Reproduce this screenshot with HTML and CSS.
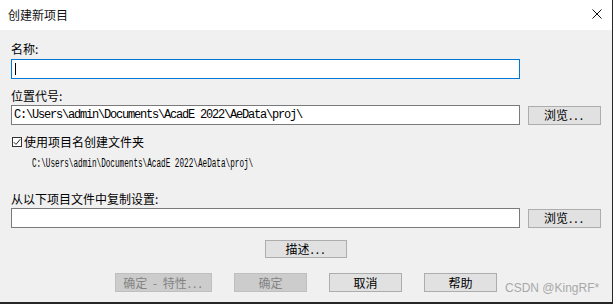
FILE: index.html
```html
<!DOCTYPE html>
<html lang="zh-CN">
<head>
  <meta charset="UTF-8" />
  <title>创建新项目</title>
  <link rel="stylesheet" href="styles.css">
</head>
<body>
  <div class="dialog">
    <div class="titlebar">
      <span class="title">创建新项目</span>
      <svg class="close" width="10" height="10" viewBox="0 0 10 10">
        <path d="M0.5 0.5 L9.5 9.5 M9.5 0.5 L0.5 9.5" stroke="#111" stroke-width="1" fill="none" />
      </svg>
    </div>

    <div class="content">
      <div class="label first">名称:</div>
      <div class="field focused"><span class="caret"></span></div>

      <div class="label">位置代号:</div>
      <div class="row">
        <div class="field mono">C:\Users\admin\Documents\AcadE 2022\AeData\proj\</div>
        <button class="btn browse">浏览<span class="dots">...</span></button>
      </div>

      <label class="check">
        <span class="box">
          <svg width="8" height="8" viewBox="0 0 8 8">
            <path d="M0.8 4.2 L3 6.4 L7.3 1.2" stroke="#222" stroke-width="1" fill="none" />
          </svg>
        </span>
        使用项目名创建文件夹
      </label>
      <div class="path"><span>C:\Users\admin\Documents\AcadE 2022\AeData\proj\</span></div>

      <div class="label copy">从以下项目文件中复制设置:</div>
      <div class="row">
        <div class="field"></div>
        <button class="btn browse">浏览<span class="dots">...</span></button>
      </div>

      <div class="center">
        <button class="btn describe">描述<span class="dots">...</span></button>
      </div>

      <div class="actions">
        <button class="btn wide" disabled>确定 - 特性<span class="dots">...</span></button>
        <button class="btn" disabled>确定</button>
        <button class="btn">取消</button>
        <button class="btn">帮助</button>
        <span class="mark">CSDN @KingRF*</span>
      </div>
    </div>
  </div>
</body>
</html>
```

FILE: styles.css
```css
* {
  margin: 0;
  padding: 0;
  box-sizing: border-box;
}
html, body {
  width: 613px;
  height: 304px;
  background: #f0f0f0;
  overflow: hidden;
}
body {
  font-family: "Noto Sans CJK SC", "Noto Sans", sans-serif;
  font-size: 12px;
  color: #000;
}
.dialog {
  width: 613px;
  height: 304px;
  background: #f0f0f0;
  border-right: 1px solid #262626;
  border-bottom: 2px solid #262626;
}
.titlebar {
  height: 30px;
  background: #fff;
  display: flex;
  align-items: center;
  justify-content: space-between;
  padding: 0 10px 1px 8px;
}
.title {
  font-size: 12px;
  line-height: 14px;
  color: #111;
}
.close {
  display: block;
  margin-top: -1px;
}
.content {
  padding: 0 0 0 11px;
}
.label {
  line-height: 14px;
  height: 14px;
  margin-top: 10px;
}
.label.first {
  margin-top: 12px;
}
.label.copy {
  margin-top: 21px;
}
.field {
  width: 509px;
  height: 20px;
  background: #fff;
  border: 1px solid #7a7a7a;
  display: flex;
  align-items: center;
  padding-left: 2px;
}
.label + .field {
  margin-top: 3px;
}
.field.focused {
  border-color: #0078d7;
}
.caret {
  display: block;
  width: 1px;
  height: 12px;
  background: #000;
  margin-left: 1px;
}
.mono {
  font-family: "Liberation Mono", monospace;
  font-size: 12px;
  letter-spacing: -1.2px;
  line-height: 14px;
}
.row {
  display: flex;
  align-items: center;
  gap: 8px;
  margin-top: 2px;
}
.btn {
  font-family: "Noto Sans CJK SC", "Noto Sans", sans-serif;
  font-size: 12px;
  line-height: 14px;
  width: 73px;
  height: 19px;
  background: #e1e1e1;
  border: 1px solid #adadad;
  color: #000;
  display: flex;
  align-items: center;
  justify-content: center;
  white-space: pre;
}
.dots {
  letter-spacing: 2px;
  margin-left: 1px;
}
.btn:disabled {
  background: #cccccc;
  border-color: #bfbfbf;
  color: #838383;
}
.btn.wide {
  width: 97px;
  word-spacing: 3px;
}
.check {
  display: flex;
  align-items: center;
  gap: 2px;
  margin-top: 10px;
  line-height: 14px;
  margin-left: 1px;
}
.box {
  width: 10px;
  height: 10px;
  border: 1px solid #333;
  background: #fff;
  display: flex;
  align-items: center;
  justify-content: center;
}
.box svg {
  display: block;
}
.path {
  font-family: "Liberation Mono", monospace;
  font-size: 12px;
  line-height: 14px;
  margin: 8px 0 0 21px;
  white-space: pre;
}
.path span {
  display: inline-block;
  transform: scaleX(0.64);
  transform-origin: left center;
}
.center {
  display: flex;
  justify-content: center;
  margin-top: 12px;
  padding-right: 11px;
}
.describe {
  width: 82px;
  height: 18px;
}
.actions {
  display: flex;
  align-items: flex-end;
  gap: 22px;
  margin: 15px 0 0 104px;
}
.mark {
  font-family: "Liberation Sans", Arial, sans-serif;
  font-size: 12px;
  color: #a8a8a8;
  line-height: 12px;
  margin: 0 0 -2px -14px;
}
```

----------

Without including any pictures, reproduce the listing exactly.

Reproduce this screenshot with HTML and CSS.
FILE: index.html
```html
<!DOCTYPE html>
<html lang="zh-CN">
<head>
  <meta charset="UTF-8" />
  <title>创建新项目</title>
  <link rel="stylesheet" href="styles.css">
</head>
<body>
  <div class="dialog">
    <div class="titlebar">
      <span class="title">创建新项目</span>
      <svg class="close" width="10" height="10" viewBox="0 0 10 10">
        <path d="M0.5 0.5 L9.5 9.5 M9.5 0.5 L0.5 9.5" stroke="#111" stroke-width="1" fill="none" />
      </svg>
    </div>

    <div class="content">
      <div class="label first">名称:</div>
      <div class="field focused"><span class="caret"></span></div>

      <div class="label">位置代号:</div>
      <div class="row">
        <div class="field mono">C:\Users\admin\Documents\AcadE 2022\AeData\proj\</div>
        <button class="btn browse">浏览<span class="dots">...</span></button>
      </div>

      <label class="check">
        <span class="box">
          <svg width="8" height="8" viewBox="0 0 8 8">
            <path d="M0.8 4.2 L3 6.4 L7.3 1.2" stroke="#222" stroke-width="1" fill="none" />
          </svg>
        </span>
        使用项目名创建文件夹
      </label>
      <div class="path"><span>C:\Users\admin\Documents\AcadE 2022\AeData\proj\</span></div>

      <div class="label copy">从以下项目文件中复制设置:</div>
      <div class="row">
        <div class="field"></div>
        <button class="btn browse">浏览<span class="dots">...</span></button>
      </div>

      <div class="center">
        <button class="btn describe">描述<span class="dots">...</span></button>
      </div>

      <div class="actions">
        <button class="btn wide" disabled>确定 - 特性<span class="dots">...</span></button>
        <button class="btn" disabled>确定</button>
        <button class="btn">取消</button>
        <button class="btn">帮助</button>
        <span class="mark">CSDN @KingRF*</span>
      </div>
    </div>
  </div>
</body>
</html>
```

FILE: styles.css
```css
* {
  margin: 0;
  padding: 0;
  box-sizing: border-box;
}
html, body {
  width: 613px;
  height: 304px;
  background: #f0f0f0;
  overflow: hidden;
}
body {
  font-family: "Noto Sans CJK SC", "Noto Sans", sans-serif;
  font-size: 12px;
  color: #000;
}
.dialog {
  width: 613px;
  height: 304px;
  background: #f0f0f0;
  border-right: 1px solid #262626;
  border-bottom: 2px solid #262626;
}
.titlebar {
  height: 30px;
  background: #fff;
  display: flex;
  align-items: center;
  justify-content: space-between;
  padding: 0 10px 1px 8px;
}
.title {
  font-size: 12px;
  line-height: 14px;
  color: #111;
}
.close {
  display: block;
  margin-top: -1px;
}
.content {
  padding: 0 0 0 11px;
}
.label {
  line-height: 14px;
  height: 14px;
  margin-top: 10px;
}
.label.first {
  margin-top: 12px;
}
.label.copy {
  margin-top: 21px;
}
.field {
  width: 509px;
  height: 20px;
  background: #fff;
  border: 1px solid #7a7a7a;
  display: flex;
  align-items: center;
  padding-left: 2px;
}
.label + .field {
  margin-top: 3px;
}
.field.focused {
  border-color: #0078d7;
}
.caret {
  display: block;
  width: 1px;
  height: 12px;
  background: #000;
  margin-left: 1px;
}
.mono {
  font-family: "Liberation Mono", monospace;
  font-size: 12px;
  letter-spacing: -1.2px;
  line-height: 14px;
}
.row {
  display: flex;
  align-items: center;
  gap: 8px;
  margin-top: 2px;
}
.btn {
  font-family: "Noto Sans CJK SC", "Noto Sans", sans-serif;
  font-size: 12px;
  line-height: 14px;
  width: 73px;
  height: 19px;
  background: #e1e1e1;
  border: 1px solid #adadad;
  color: #000;
  display: flex;
  align-items: center;
  justify-content: center;
  white-space: pre;
}
.dots {
  letter-spacing: 2px;
  margin-left: 1px;
}
.btn:disabled {
  background: #cccccc;
  border-color: #bfbfbf;
  color: #838383;
}
.btn.wide {
  width: 97px;
  word-spacing: 3px;
}
.check {
  display: flex;
  align-items: center;
  gap: 2px;
  margin-top: 10px;
  line-height: 14px;
  margin-left: 1px;
}
.box {
  width: 10px;
  height: 10px;
  border: 1px solid #333;
  background: #fff;
  display: flex;
  align-items: center;
  justify-content: center;
}
.box svg {
  display: block;
}
.path {
  font-family: "Liberation Mono", monospace;
  font-size: 12px;
  line-height: 14px;
  margin: 8px 0 0 21px;
  white-space: pre;
}
.path span {
  display: inline-block;
  transform: scaleX(0.64);
  transform-origin: left center;
}
.center {
  display: flex;
  justify-content: center;
  margin-top: 12px;
  padding-right: 11px;
}
.describe {
  width: 82px;
  height: 18px;
}
.actions {
  display: flex;
  align-items: flex-end;
  gap: 22px;
  margin: 15px 0 0 104px;
}
.mark {
  font-family: "Liberation Sans", Arial, sans-serif;
  font-size: 12px;
  color: #a8a8a8;
  line-height: 12px;
  margin: 0 0 -2px -14px;
}
```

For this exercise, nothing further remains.